* EXERCISE TASK:
In the data below, locate each line with the word "that" and list it.

* PROVIDED DATA:
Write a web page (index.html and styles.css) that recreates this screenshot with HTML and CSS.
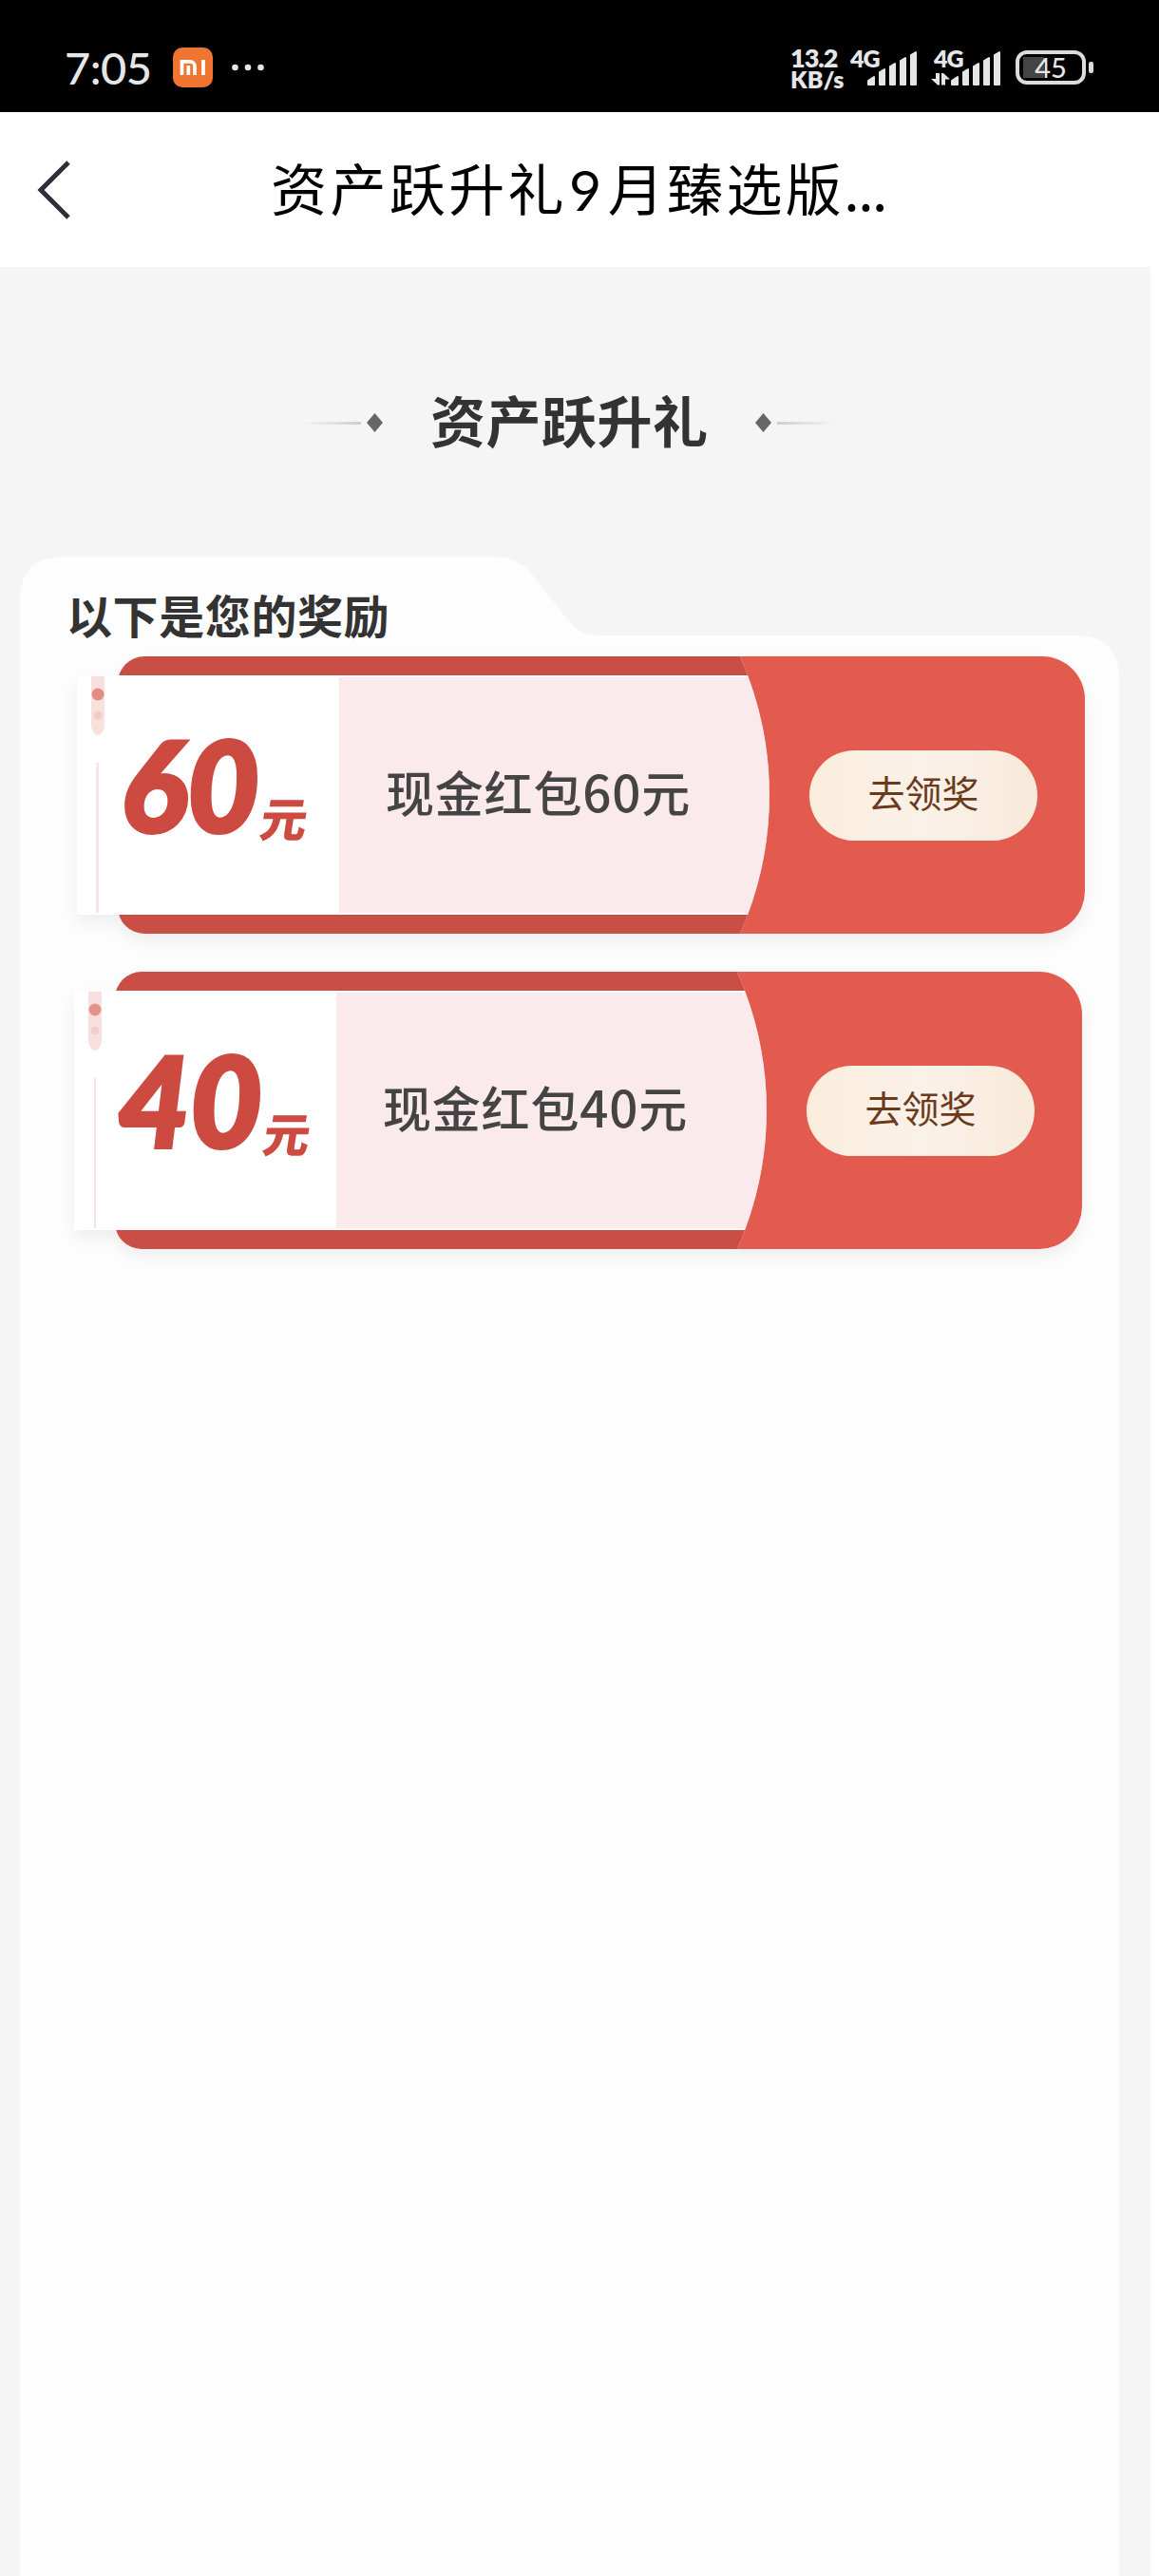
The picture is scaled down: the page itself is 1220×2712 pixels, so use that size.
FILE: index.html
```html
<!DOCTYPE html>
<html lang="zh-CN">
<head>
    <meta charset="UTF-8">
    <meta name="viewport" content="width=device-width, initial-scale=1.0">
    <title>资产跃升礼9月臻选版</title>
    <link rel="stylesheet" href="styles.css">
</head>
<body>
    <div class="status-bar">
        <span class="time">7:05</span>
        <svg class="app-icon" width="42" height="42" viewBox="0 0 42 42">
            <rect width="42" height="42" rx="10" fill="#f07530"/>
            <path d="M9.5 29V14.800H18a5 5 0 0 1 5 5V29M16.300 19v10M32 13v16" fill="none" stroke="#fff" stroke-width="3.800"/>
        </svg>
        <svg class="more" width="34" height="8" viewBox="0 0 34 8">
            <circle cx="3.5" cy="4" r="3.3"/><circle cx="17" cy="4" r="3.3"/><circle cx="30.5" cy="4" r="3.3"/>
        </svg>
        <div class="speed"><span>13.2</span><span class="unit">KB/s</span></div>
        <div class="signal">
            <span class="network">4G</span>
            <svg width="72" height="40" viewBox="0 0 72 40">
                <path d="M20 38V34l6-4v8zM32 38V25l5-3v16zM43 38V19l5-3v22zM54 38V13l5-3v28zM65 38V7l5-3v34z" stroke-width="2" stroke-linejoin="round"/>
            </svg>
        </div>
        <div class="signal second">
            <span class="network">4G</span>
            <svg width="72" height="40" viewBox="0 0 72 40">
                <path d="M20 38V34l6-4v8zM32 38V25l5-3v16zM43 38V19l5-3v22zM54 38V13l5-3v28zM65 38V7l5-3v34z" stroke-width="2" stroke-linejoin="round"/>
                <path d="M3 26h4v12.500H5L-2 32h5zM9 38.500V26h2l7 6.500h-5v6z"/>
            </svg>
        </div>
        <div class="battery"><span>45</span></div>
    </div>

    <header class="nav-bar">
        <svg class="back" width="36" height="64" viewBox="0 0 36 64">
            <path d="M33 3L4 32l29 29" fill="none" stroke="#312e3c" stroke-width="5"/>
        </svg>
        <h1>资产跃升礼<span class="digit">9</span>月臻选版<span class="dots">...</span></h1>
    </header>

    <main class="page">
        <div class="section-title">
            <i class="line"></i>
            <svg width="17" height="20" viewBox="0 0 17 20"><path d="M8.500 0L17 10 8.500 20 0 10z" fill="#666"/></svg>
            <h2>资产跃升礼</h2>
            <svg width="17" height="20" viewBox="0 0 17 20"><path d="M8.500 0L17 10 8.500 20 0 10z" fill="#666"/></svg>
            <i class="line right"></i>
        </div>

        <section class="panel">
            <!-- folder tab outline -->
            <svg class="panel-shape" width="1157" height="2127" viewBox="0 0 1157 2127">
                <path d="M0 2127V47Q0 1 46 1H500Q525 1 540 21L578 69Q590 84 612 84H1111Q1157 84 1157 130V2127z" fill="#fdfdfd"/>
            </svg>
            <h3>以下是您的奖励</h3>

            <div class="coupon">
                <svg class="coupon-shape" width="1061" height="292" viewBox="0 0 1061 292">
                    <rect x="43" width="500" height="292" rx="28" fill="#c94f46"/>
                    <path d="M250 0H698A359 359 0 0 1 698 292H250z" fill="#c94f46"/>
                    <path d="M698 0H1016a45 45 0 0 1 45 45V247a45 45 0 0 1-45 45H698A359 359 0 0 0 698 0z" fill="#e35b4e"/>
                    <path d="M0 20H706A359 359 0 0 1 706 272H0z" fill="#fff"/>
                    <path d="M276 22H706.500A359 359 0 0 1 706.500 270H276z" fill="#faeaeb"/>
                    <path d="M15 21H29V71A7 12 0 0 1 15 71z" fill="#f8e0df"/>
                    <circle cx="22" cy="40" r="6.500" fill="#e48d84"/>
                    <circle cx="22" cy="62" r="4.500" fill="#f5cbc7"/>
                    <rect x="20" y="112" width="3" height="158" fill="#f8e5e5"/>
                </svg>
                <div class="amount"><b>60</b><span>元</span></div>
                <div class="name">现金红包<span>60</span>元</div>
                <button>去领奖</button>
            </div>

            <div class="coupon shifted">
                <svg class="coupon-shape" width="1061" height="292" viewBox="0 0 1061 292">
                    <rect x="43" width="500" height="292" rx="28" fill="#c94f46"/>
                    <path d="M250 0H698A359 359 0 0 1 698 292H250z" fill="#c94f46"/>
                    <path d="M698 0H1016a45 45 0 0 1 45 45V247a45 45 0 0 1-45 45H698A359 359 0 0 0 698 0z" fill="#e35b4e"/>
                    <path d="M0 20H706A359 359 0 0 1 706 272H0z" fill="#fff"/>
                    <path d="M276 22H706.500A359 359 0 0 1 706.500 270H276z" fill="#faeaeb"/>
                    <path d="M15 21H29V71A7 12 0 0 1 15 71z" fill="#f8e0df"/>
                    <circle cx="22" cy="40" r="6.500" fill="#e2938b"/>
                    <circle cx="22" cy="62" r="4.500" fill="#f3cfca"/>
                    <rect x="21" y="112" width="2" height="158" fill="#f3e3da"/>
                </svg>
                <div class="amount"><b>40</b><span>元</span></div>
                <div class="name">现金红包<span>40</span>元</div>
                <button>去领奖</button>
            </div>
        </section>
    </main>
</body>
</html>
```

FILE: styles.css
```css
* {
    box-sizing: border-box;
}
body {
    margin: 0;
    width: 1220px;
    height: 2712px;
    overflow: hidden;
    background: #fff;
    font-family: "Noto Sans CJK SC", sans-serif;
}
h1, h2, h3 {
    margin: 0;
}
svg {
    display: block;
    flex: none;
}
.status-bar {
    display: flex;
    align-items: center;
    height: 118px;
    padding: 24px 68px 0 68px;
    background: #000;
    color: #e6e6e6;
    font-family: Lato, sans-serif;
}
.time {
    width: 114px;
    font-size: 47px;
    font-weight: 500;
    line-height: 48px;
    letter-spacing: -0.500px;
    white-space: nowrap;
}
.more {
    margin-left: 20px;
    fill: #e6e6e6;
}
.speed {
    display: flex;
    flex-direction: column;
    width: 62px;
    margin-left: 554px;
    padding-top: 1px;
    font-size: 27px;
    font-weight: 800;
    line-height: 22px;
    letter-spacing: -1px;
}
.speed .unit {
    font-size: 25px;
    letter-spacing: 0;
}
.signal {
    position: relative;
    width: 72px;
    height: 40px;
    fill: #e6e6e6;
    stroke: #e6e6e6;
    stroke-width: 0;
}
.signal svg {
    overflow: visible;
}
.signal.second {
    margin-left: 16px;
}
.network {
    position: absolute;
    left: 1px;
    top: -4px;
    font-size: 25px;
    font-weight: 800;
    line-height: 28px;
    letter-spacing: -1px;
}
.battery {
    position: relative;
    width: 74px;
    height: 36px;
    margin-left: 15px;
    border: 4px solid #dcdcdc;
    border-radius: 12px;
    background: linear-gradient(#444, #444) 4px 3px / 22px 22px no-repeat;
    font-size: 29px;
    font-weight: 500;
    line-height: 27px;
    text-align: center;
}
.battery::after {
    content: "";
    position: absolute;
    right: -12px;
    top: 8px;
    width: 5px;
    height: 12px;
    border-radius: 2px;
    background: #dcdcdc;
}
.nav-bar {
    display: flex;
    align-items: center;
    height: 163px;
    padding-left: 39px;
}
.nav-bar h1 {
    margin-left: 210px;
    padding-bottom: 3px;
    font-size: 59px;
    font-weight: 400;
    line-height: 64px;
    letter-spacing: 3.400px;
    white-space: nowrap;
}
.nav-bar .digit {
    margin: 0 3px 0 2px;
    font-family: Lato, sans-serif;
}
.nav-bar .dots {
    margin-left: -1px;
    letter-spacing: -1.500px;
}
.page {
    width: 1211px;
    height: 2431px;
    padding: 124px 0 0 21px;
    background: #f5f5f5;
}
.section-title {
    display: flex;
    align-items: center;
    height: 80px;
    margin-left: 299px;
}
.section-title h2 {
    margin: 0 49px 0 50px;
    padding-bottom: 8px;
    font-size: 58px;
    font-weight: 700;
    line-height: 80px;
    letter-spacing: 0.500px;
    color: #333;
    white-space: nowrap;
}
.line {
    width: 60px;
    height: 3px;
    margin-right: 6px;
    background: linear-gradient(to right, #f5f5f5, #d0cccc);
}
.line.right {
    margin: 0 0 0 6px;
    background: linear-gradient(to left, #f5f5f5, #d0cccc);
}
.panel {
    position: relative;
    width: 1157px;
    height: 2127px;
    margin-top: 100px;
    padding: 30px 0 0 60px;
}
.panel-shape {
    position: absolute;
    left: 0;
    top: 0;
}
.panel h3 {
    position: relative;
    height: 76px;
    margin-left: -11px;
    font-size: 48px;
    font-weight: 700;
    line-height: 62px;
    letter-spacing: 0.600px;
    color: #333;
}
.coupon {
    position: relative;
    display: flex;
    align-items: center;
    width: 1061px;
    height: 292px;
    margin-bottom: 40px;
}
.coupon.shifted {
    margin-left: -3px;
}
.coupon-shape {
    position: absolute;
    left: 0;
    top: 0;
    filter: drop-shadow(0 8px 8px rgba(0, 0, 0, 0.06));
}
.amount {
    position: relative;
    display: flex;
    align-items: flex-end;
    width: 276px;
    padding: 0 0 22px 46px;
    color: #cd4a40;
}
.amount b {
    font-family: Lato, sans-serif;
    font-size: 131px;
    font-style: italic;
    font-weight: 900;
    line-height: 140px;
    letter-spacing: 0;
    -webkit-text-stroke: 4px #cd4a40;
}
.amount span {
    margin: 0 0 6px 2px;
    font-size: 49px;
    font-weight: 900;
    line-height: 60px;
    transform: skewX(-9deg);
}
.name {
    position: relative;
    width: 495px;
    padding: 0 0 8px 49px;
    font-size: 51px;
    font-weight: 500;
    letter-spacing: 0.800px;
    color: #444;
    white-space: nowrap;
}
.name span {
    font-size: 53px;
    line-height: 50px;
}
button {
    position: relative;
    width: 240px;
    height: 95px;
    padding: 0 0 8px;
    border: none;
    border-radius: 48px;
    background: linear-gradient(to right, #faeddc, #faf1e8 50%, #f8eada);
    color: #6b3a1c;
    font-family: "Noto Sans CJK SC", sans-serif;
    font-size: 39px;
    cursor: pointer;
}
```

* RESULT:
Write a web page (index.html and styles.css) that recreates this screenshot with HTML and CSS.
The picture is scaled down: the page itself is 1220×2712 pixels, so use that size.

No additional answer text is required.